# [PROBLEM TO SOLVE]
From the listing below, pull each line that includes "this".

# [DATA EXTRACT]
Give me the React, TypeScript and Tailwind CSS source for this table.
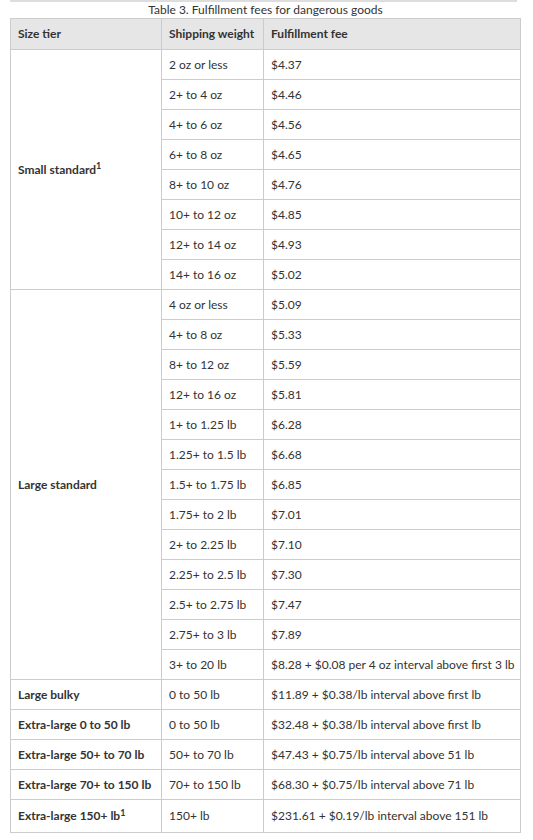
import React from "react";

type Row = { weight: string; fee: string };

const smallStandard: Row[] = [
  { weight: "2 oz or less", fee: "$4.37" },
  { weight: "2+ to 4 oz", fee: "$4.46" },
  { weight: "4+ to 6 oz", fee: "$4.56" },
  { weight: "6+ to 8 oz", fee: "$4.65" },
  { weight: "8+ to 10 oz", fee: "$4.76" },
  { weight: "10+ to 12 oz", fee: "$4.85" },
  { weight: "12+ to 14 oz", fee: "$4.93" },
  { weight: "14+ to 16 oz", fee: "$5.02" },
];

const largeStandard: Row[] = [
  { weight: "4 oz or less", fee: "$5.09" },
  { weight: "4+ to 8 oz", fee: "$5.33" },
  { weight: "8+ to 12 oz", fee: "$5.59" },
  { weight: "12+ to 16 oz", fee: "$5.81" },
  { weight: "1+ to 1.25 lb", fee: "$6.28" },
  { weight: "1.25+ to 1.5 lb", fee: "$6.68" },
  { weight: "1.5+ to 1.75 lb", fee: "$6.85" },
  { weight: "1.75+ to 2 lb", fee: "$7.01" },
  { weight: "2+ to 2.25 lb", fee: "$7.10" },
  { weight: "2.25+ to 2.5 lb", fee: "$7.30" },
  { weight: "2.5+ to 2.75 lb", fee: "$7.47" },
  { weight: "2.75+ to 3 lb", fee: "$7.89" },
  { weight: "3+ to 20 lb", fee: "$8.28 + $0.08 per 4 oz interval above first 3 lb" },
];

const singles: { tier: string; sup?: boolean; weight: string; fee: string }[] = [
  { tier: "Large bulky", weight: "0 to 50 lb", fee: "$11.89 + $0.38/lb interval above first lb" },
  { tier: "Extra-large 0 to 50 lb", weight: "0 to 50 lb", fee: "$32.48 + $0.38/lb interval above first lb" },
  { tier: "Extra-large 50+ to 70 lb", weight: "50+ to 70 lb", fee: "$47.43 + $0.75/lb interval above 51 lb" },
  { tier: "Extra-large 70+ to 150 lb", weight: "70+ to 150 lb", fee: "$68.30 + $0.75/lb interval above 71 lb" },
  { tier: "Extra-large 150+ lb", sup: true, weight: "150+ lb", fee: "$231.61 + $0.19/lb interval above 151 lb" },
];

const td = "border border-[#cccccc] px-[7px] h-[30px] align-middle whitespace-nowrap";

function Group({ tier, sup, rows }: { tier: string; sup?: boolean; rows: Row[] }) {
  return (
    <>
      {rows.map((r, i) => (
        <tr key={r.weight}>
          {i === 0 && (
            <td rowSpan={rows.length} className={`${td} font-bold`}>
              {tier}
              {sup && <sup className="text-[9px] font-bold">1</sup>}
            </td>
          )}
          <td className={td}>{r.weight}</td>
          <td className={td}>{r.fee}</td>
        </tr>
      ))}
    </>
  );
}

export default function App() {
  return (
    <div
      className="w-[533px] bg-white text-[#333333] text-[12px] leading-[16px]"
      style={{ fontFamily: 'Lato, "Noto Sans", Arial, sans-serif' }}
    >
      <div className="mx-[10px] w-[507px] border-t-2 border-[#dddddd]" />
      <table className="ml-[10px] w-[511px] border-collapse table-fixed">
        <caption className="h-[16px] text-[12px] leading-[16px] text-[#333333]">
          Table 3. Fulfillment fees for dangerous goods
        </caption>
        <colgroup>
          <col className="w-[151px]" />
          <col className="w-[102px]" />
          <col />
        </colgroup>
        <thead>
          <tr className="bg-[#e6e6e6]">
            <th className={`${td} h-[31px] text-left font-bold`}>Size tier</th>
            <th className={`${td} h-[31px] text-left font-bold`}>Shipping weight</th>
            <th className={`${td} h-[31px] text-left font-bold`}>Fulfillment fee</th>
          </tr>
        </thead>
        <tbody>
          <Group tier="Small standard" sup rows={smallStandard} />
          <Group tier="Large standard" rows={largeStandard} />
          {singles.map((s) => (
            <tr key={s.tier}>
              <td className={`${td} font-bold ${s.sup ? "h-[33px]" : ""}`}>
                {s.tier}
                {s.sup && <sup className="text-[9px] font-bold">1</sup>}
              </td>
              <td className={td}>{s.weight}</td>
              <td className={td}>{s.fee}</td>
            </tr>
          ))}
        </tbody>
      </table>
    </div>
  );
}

--

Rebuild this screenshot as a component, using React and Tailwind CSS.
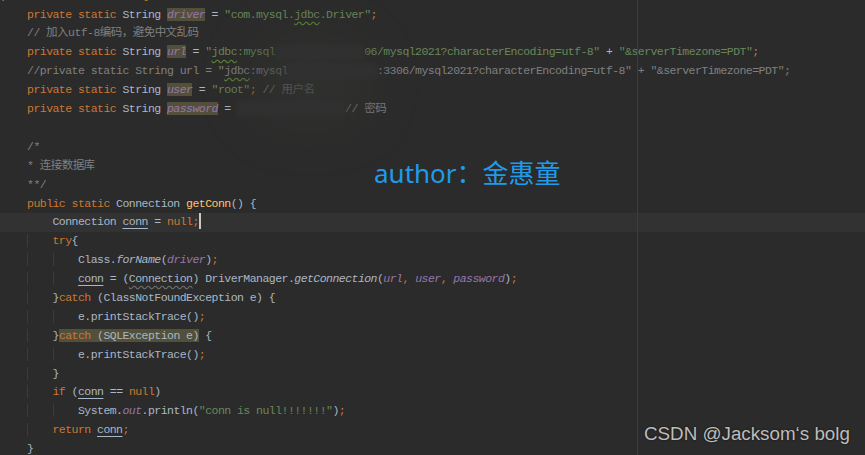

---

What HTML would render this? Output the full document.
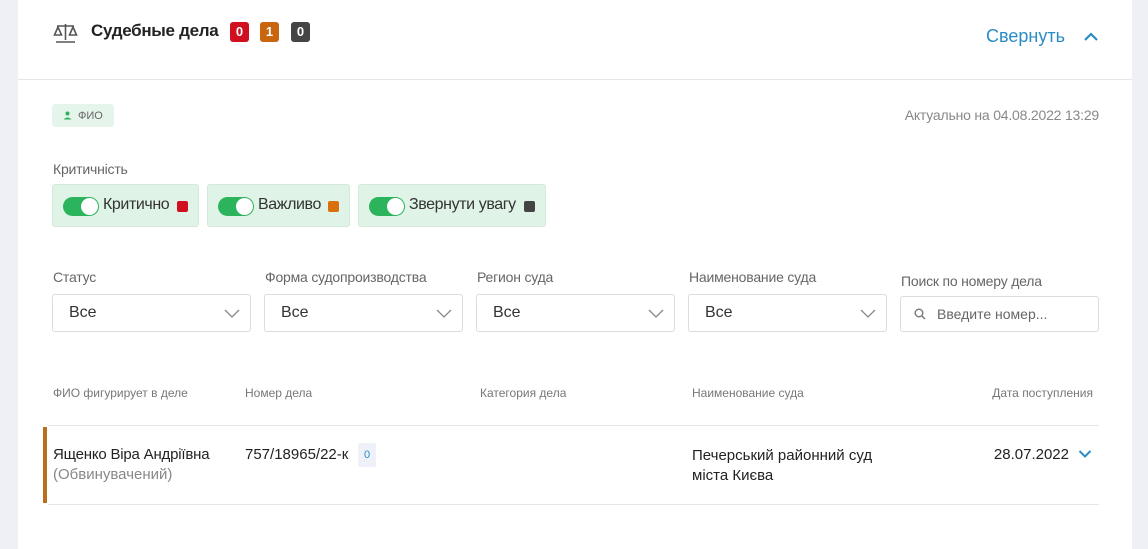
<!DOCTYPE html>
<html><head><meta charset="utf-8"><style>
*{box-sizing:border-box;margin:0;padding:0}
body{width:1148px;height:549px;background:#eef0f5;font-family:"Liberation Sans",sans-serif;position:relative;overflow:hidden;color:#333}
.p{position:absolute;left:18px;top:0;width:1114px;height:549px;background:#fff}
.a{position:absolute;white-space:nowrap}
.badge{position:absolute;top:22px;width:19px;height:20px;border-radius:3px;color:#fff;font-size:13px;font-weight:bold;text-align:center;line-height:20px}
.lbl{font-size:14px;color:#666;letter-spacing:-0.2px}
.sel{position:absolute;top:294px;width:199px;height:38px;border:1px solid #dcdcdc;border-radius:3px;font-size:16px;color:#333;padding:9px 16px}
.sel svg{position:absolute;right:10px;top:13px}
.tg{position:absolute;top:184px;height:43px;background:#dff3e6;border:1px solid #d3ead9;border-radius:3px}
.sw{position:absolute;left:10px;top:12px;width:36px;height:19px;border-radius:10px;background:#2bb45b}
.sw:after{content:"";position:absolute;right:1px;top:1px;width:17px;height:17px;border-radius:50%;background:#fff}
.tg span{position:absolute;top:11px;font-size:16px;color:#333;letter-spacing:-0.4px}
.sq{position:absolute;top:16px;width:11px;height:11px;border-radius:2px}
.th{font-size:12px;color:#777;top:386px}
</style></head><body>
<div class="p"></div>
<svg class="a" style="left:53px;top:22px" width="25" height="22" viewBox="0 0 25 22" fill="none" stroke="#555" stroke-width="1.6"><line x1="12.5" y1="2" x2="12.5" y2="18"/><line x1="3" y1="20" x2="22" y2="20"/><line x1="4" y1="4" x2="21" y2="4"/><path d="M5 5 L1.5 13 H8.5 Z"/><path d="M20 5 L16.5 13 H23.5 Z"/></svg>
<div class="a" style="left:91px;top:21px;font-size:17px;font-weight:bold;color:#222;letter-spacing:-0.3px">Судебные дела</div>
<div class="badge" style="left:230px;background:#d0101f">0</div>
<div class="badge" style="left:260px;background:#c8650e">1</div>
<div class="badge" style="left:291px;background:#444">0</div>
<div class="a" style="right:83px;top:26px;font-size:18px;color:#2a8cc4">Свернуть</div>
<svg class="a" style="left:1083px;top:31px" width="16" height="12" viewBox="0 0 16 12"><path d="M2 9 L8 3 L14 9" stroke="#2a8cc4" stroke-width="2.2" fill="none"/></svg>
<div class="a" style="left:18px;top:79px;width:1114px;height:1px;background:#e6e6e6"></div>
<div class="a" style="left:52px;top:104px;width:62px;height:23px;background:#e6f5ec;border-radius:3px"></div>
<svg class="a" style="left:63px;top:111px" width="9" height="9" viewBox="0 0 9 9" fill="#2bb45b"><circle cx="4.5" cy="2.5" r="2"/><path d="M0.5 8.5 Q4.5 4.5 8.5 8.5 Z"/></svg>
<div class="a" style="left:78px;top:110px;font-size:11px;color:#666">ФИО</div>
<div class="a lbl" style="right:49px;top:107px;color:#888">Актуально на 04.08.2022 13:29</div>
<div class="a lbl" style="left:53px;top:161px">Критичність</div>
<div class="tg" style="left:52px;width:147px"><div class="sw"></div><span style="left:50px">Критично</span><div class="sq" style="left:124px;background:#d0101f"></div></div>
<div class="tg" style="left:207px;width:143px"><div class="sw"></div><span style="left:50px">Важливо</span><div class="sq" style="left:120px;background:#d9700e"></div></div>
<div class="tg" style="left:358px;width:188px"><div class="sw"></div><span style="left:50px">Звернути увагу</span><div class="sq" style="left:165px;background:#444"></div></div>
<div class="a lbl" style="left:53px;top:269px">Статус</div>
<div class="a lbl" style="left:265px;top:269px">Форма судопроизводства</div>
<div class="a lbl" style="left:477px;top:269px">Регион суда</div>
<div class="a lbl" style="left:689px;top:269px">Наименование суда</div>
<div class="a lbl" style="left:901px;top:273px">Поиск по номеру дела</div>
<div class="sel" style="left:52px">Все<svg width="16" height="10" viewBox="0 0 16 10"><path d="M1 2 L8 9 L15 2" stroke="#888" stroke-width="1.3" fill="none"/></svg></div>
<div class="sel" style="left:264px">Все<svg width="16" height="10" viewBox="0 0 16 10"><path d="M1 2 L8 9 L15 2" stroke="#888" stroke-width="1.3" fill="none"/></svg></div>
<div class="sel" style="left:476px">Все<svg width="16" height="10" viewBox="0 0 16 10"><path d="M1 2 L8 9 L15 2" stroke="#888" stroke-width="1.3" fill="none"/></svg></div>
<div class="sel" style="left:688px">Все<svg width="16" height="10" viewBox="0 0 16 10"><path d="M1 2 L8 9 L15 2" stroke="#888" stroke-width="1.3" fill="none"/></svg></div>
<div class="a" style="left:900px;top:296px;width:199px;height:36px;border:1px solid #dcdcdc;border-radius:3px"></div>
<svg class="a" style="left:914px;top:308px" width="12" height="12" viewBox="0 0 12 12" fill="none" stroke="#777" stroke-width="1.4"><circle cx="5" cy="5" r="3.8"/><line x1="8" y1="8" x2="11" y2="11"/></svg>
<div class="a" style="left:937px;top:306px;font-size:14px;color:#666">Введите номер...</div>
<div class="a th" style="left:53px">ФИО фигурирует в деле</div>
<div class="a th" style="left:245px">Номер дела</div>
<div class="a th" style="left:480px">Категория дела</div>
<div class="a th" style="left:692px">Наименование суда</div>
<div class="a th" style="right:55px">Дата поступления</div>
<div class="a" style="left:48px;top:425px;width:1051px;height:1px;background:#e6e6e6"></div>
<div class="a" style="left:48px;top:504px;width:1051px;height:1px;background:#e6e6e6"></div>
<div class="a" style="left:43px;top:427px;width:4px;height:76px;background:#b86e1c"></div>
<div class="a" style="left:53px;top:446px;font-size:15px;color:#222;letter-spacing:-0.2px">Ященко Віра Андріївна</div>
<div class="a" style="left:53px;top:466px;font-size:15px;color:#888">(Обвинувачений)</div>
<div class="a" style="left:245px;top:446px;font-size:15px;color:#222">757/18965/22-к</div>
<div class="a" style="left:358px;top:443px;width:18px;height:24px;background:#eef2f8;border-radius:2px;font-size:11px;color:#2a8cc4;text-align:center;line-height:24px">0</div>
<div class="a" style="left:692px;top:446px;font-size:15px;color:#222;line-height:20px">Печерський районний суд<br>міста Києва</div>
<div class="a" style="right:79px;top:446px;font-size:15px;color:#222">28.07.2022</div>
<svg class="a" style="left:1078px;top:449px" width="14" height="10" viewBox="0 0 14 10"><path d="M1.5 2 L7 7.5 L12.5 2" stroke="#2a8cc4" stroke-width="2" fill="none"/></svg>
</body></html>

# [REPLY]
Give me the React, TypeScript and Tailwind CSS source for this table.
Rebuild this screenshot as a component, using React and Tailwind CSS.
What HTML would render this? Output the full document.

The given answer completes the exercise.